For me, the future of the business is clearly heading that way. Eventually, I don’t believe that distributors and négociants will remain simple intermediaries. Except maybe for a few brokers here and there, particularly in England, who operate like “go-betweens” with small margins. But what will matter, in my opinion, is a narrowing of the chain. We’ll have fewer partners, but those négociants and distributors will be truly invested in the work of our wines, in close collaboration.
That’s the distribution aspect. And then there’s the downstream part. We’re far from having done everything. When you look at the restaurants opening up, just in Bordeaux, ten years ago, there wasn’t much here, and today, it’s completely changed. Other cities are following the same dynamic, and there’s real potential to increase our presence in countries experiencing growth.

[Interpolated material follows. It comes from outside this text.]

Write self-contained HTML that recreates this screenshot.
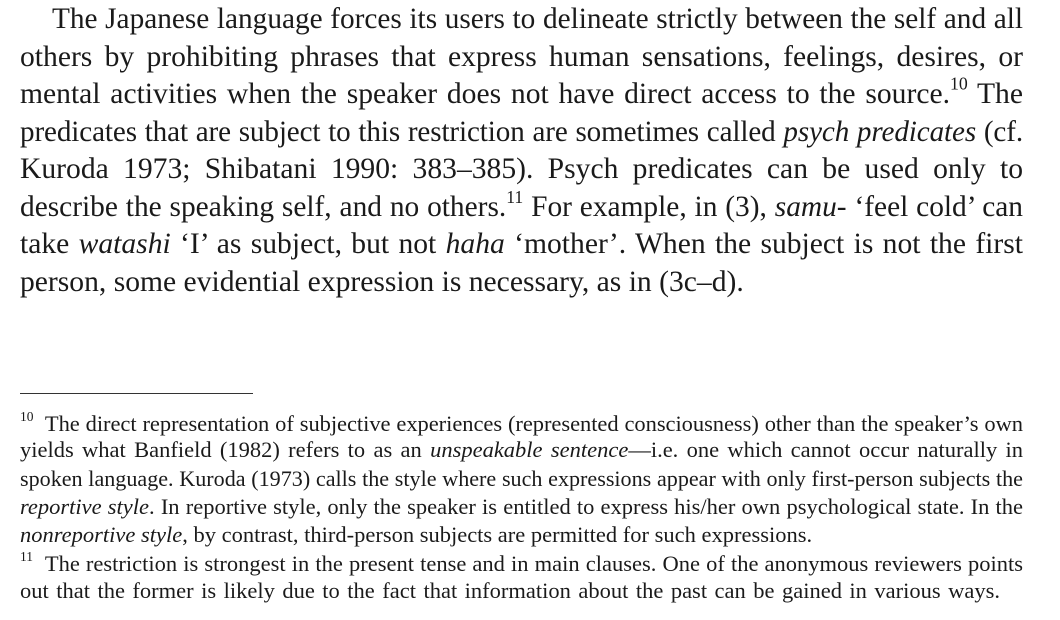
<!DOCTYPE html>
<html><head><meta charset="utf-8">
<style>
html,body{margin:0;padding:0;background:#fff;}
body{width:1060px;height:620px;position:relative;overflow:hidden;font-family:"Liberation Serif",serif;color:#1a1a1a;}
.l{position:absolute;left:20px;width:1003px;white-space:nowrap;text-align:justify;text-align-last:justify;}
.m{font-size:29.6px;line-height:30px;}
.f{font-size:22.5px;line-height:22px;}
.nj{text-align-last:left;}
sup{font-size:0.6em;line-height:0;vertical-align:0.75em;}
.rule{position:absolute;left:20px;top:393px;width:233px;height:1px;background:#333;}
</style></head><body>
<div class="l m" style="top:4px;left:52px;width:971px;font-size:29.3px">The Japanese language forces its users to delineate strictly between the self and all</div>
<div class="l m" style="top:42px">others by prohibiting phrases that express human sensations, feelings, desires, or</div>
<div class="l m" style="top:79px">mental activities when the speaker does not have direct access to the source.<sup>10</sup> The</div>
<div class="l m" style="top:117px;font-size:29.1px;letter-spacing:-0.1px">predicates that are subject to this restriction are sometimes called <i>psych predicates</i> (cf.</div>
<div class="l m" style="top:154px">Kuroda 1973; Shibatani 1990: 383–385). Psych predicates can be used only to</div>
<div class="l m" style="top:192px;font-size:29.4px">describe the speaking self, and no others.<sup>11</sup> For example, in (3), <i>samu-</i> ‘feel cold’ can</div>
<div class="l m" style="top:229px">take <i>watashi</i> ‘I’ as subject, but not <i>haha</i> ‘mother’. When the subject is not the first</div>
<div class="l m nj" style="top:267px">person, some evidential expression is necessary, as in (3c–d).</div>
<div class="rule"></div>
<div class="l f" style="top:413px;letter-spacing:-0.05px"><sup>10</sup>&nbsp; The direct representation of subjective experiences (represented consciousness) other than the speaker’s own</div>
<div class="l f" style="top:439px">yields what Banfield (1982) refers to as an <i>unspeakable sentence</i>—i.e. one which cannot occur naturally in</div>
<div class="l f" style="top:468px;font-size:22.1px">spoken language. Kuroda (1973) calls the style where such expressions appear with only first-person subjects the</div>
<div class="l f" style="top:496px"><i>reportive style</i>. In reportive style, only the speaker is entitled to express his/her own psychological state. In the</div>
<div class="l f nj" style="top:524px"><i>nonreportive style</i>, by contrast, third-person subjects are permitted for such expressions.</div>
<div class="l f" style="top:553px"><sup>11</sup>&nbsp; The restriction is strongest in the present tense and in main clauses. One of the anonymous reviewers points</div>
<div class="l f" style="top:580px;width:980px">out that the former is likely due to the fact that information about the past can be gained in various ways.</div>
</body></html>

The idea is to make our wines even more visible, whether on restaurant tables, in wine shops, or directly with consumers. I truly believe we’re at the start of a new era, much more professional, that’s unfolding in Bordeaux.
Négociants are also increasingly sharing statistical data, which wasn’t necessarily part of their culture before. With these tools, we can fine-tune our presence based on what works and what doesn’t. Previously, we saw things in one dimension; now, we’re seeing them in three. It’s a recent shift, but in the long-term view of Bordeaux, it’s a very promising perspective.”